Ultimately, the power of Can Dialectics Break Bricks? comes not in its moments of deliberate shock but instead in the moments of correspondence and similarity with the real world outside the cinema. Being the underdog, harassed by callous invading bureaucrats, is the same whether you’re a Korean peasant in a kung fu film or a student radical trying to overthrow an oppressive technocratic system seeking to making lackeys of us all. This appeal to the oppressed was one of the main reasons martial arts films achieved widespread popularity in Black communities in America well before they had mainstream success with white American audiences. The heroes of Dialectics spend their entire film sticking it to the Man, like so many other film comedies of this era, and that message endures far beyond the film’s extremely specific references to early ’70s French politics and culture.

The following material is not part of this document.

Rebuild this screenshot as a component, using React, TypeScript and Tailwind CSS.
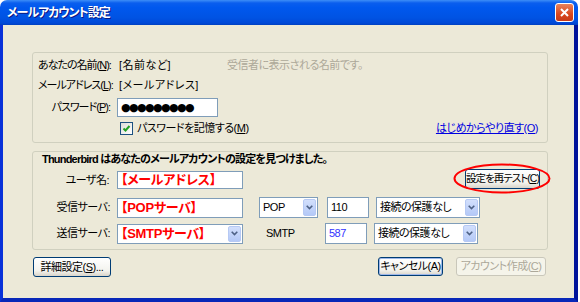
import React from "react";

const F = "font-['Liberation_Sans','Noto_Sans_CJK_JP',sans-serif] [font-feature-settings:'palt']";

function Chevron() {
  return (
    <svg width="7" height="5" viewBox="0 0 7 5">
      <path d="M0.7 0.7 L3.5 3.5 L6.3 0.7" stroke="#4D6185" strokeWidth="1.6" fill="none" />
    </svg>
  );
}

function DropBtn() {
  return (
    <div className="my-[1px] mr-[1px] w-[13px] flex items-center justify-center rounded-[2px] border border-[#B6C9F4] bg-[linear-gradient(to_bottom,#D2DFFC,#B4C9F7)]">
      <Chevron />
    </div>
  );
}

function Select({ w, children, cls = "text-black" }: { w: string; children: React.ReactNode; cls?: string }) {
  return (
    <div className={`${w} h-full flex border border-[#7F9DB9] bg-white`}>
      <div className={`flex-1 flex items-center pl-[3px] overflow-hidden whitespace-nowrap ${cls}`}>{children}</div>
      <DropBtn />
    </div>
  );
}

function Input({ w, children, cls = "text-black" }: { w: string; children: React.ReactNode; cls?: string }) {
  return (
    <div className={`${w} h-full flex items-center border border-[#7F9DB9] bg-white pl-[3px] whitespace-nowrap overflow-hidden ${cls}`}>
      {children}
    </div>
  );
}

function Btn({ w, h, children, disabled = false, cls = "" }: { w: string; h: string; children: React.ReactNode; disabled?: boolean; cls?: string }) {
  return (
    <div
      className={`${w} ${h} flex items-center justify-center rounded-[3px] border whitespace-nowrap ${
        disabled
          ? "border-[#C9C7BA] bg-[#F5F4EA] text-[#ACA899]"
          : "border-[#003C74] bg-[linear-gradient(to_bottom,#FFFFFF,#F3F3EE_70%,#D9D4C9)] text-black"
      } ${cls}`}
    >
      {children}
    </div>
  );
}

const RED = "text-[#FF0000] font-bold text-[13px] tracking-[-0.3px]";

export default function App() {
  return (
    <div className={`w-[580px] h-[302px] bg-white ${F} text-[11px] tracking-[-0.5px]`}>
      <div className="w-[578px] h-[302px] flex flex-col">
        {/* title bar */}
        <div className="h-[25px] rounded-t-[7px] flex items-center bg-[linear-gradient(to_bottom,#3D8EF7_0%,#0A5EEE_12%,#0058EE_30%,#0053E3_70%,#0049D8_92%,#0040C0_100%)]">
          <span className="pl-[7px] text-[12px] font-bold text-white [text-shadow:1px_1px_0_#0A1883] tracking-[-1px]">メールアカウント設定</span>
          <div className="ml-auto mr-[4px] w-[19px] h-[19px] rounded-[3px] border border-white bg-[linear-gradient(to_bottom,#E8835E,#D9471E_60%,#C73A18)] flex items-center justify-center">
            <svg width="11" height="11" viewBox="0 0 11 11">
              <path d="M2 2 L9 9 M9 2 L2 9" stroke="white" strokeWidth="2" />
            </svg>
          </div>
        </div>
        {/* body */}
        <div className="flex-1 flex flex-col bg-[#ECE9D8] border-l-[3px] border-l-[#0831D9] border-r-[4px] border-r-[#00139A] border-b-[4px] border-b-[#0827B8] pt-[27px] pl-[29px] pr-[26px]">
          {/* group 1 */}
          <div className="h-[91px] rounded-[3px] border border-[#D0D0BF] pt-[2px] pl-[5px] pr-[9px] flex flex-col text-black">
            <div className="h-[20px] flex items-center">
              <div className="w-[72px] whitespace-nowrap tracking-[-1px]">あなたの名前(<span className="underline">N</span>):</div>
              <div className="ml-[9px] w-[108px] whitespace-nowrap tracking-[0.5px]">[名前など]</div>
              <div className="text-[#ACA899] whitespace-nowrap">受信者に表示される名前です。</div>
            </div>
            <div className="h-[21px] flex items-center">
              <div className="w-[72px] whitespace-nowrap tracking-[-1px]">メールアドレス(<span className="underline">L</span>):</div>
              <div className="ml-[9px] whitespace-nowrap tracking-[0.5px]">[メールアドレス]</div>
            </div>
            <div className="h-[22px] flex items-center">
              <div className="w-[72px] text-right whitespace-nowrap tracking-[-1px]">パスワード(<span className="underline">P</span>):</div>
              <div className="ml-[7px] w-[101px] h-[19px] border border-[#7F9DB9] bg-white flex items-center pl-[3px] overflow-hidden">
                <span className="font-['DejaVu_Sans',sans-serif] text-[11px] tracking-[-1.6px] leading-none">●●●●●●●●●</span>
              </div>
            </div>
            <div className="h-[20px] flex items-center">
              <div className="ml-[82px] w-[13px] h-[13px] border border-[#1C5180] bg-[linear-gradient(to_bottom_right,#DCDCD7,#FFFFFF)] flex items-center justify-center">
                <svg width="9" height="9" viewBox="0 0 9 9">
                  <path d="M1.5 4.5 L3.5 6.5 L7.5 2" stroke="#21A121" strokeWidth="2" fill="none" />
                </svg>
              </div>
              <div className="ml-[4px] whitespace-nowrap">パスワードを記憶する(<span className="underline">M</span>)</div>
              <div className="ml-auto text-[#0000E0] underline whitespace-nowrap">はじめからやり直す(O)</div>
            </div>
          </div>
          {/* group 2 */}
          <div className="relative mt-[8px] h-[99px] rounded-[3px] border border-[#D0D0BF] flex flex-col text-black">
            <div className="h-[14px] pl-[9px] flex items-center font-bold whitespace-nowrap tracking-[-0.8px]">
              Thunderbird はあなたのメールアカウントの設定を見つけました。
            </div>
            <div className="mt-[4px] h-[20px] flex items-center">
              <div className="w-[76px] text-right whitespace-nowrap">ユーザ名:</div>
              <div className="ml-[8px] h-[18px] flex">
                <Input w="w-[126px]" cls={RED}>【メールアドレス】</Input>
              </div>
              <div className="ml-auto mr-[7px] -mt-[3px]">
                <Btn w="w-[75px]" h="h-[20px]" cls="text-[10.5px] tracking-[-1px]">設定を再テスト(<span className="underline">C</span>)</Btn>
              </div>
            </div>
            <div className="mt-[7px] h-[21px] flex items-center">
              <div className="w-[77px] text-right whitespace-nowrap">受信サーバ:</div>
              <div className="ml-[7px] h-[20px] flex">
                <Input w="w-[126px]" cls={RED}>【POPサーバ】</Input>
              </div>
              <div className="ml-[16px] h-[21px] flex">
                <Select w="w-[59px]">POP</Select>
              </div>
              <div className="ml-[9px] h-[21px] flex">
                <Input w="w-[42px]">110</Input>
              </div>
              <div className="ml-[7px] h-[21px] flex">
                <Select w="w-[104px]">接続の保護なし</Select>
              </div>
            </div>
            <div className="mt-[5px] h-[21px] flex items-center">
              <div className="w-[77px] text-right whitespace-nowrap">送信サーバ:</div>
              <div className="ml-[7px] h-[20px] flex">
                <Select w="w-[126px]" cls={RED}>【SMTPサーバ】</Select>
              </div>
              <div className="w-[82px] pl-[23px] whitespace-nowrap">SMTP</div>
              <div className="h-[21px] flex">
                <Input w="w-[42px]" cls="text-[#3333FF]">587</Input>
              </div>
              <div className="ml-[7px] h-[21px] flex">
                <Select w="w-[104px]">接続の保護なし</Select>
              </div>
            </div>
            <svg className="absolute left-[420px] top-[11px]" width="98" height="31" viewBox="0 0 98 31">
              <ellipse cx="49" cy="15.5" rx="47.5" ry="14" stroke="#FF0000" strokeWidth="2" fill="none" />
            </svg>
          </div>
          {/* buttons */}
          <div className="mt-[7px] flex items-start">
            <div className="ml-[1px]">
              <Btn w="w-[78px]" h="h-[20px]">詳細設定(<span className="underline">S</span>)...</Btn>
            </div>
            <div className="ml-auto">
              <Btn w="w-[65px]" h="h-[19px]" cls="shadow-[inset_0_0_0_1px_#9EB7E9]">キャンセル(A)</Btn>
            </div>
            <div className="ml-[13px] mr-[2px]">
              <Btn w="w-[90px]" h="h-[19px]" disabled>アカウント作成(<span className="underline">C</span>)</Btn>
            </div>
          </div>
        </div>
      </div>
    </div>
  );
}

In the introduction, one of the narrators states that “All films can be détourned: potboilers, Vardas, Pasolinis, Caillacs, Godards, Bergmans, as well as good spaghetti westerns and all commercials.” Both the leftist art film and the TV commercial are equal in the eyes of Situationist pranksters; all can be leveraged to critique the Spectacle and jolt the proletariat into action—perhaps producing a laugh and some joy along the way.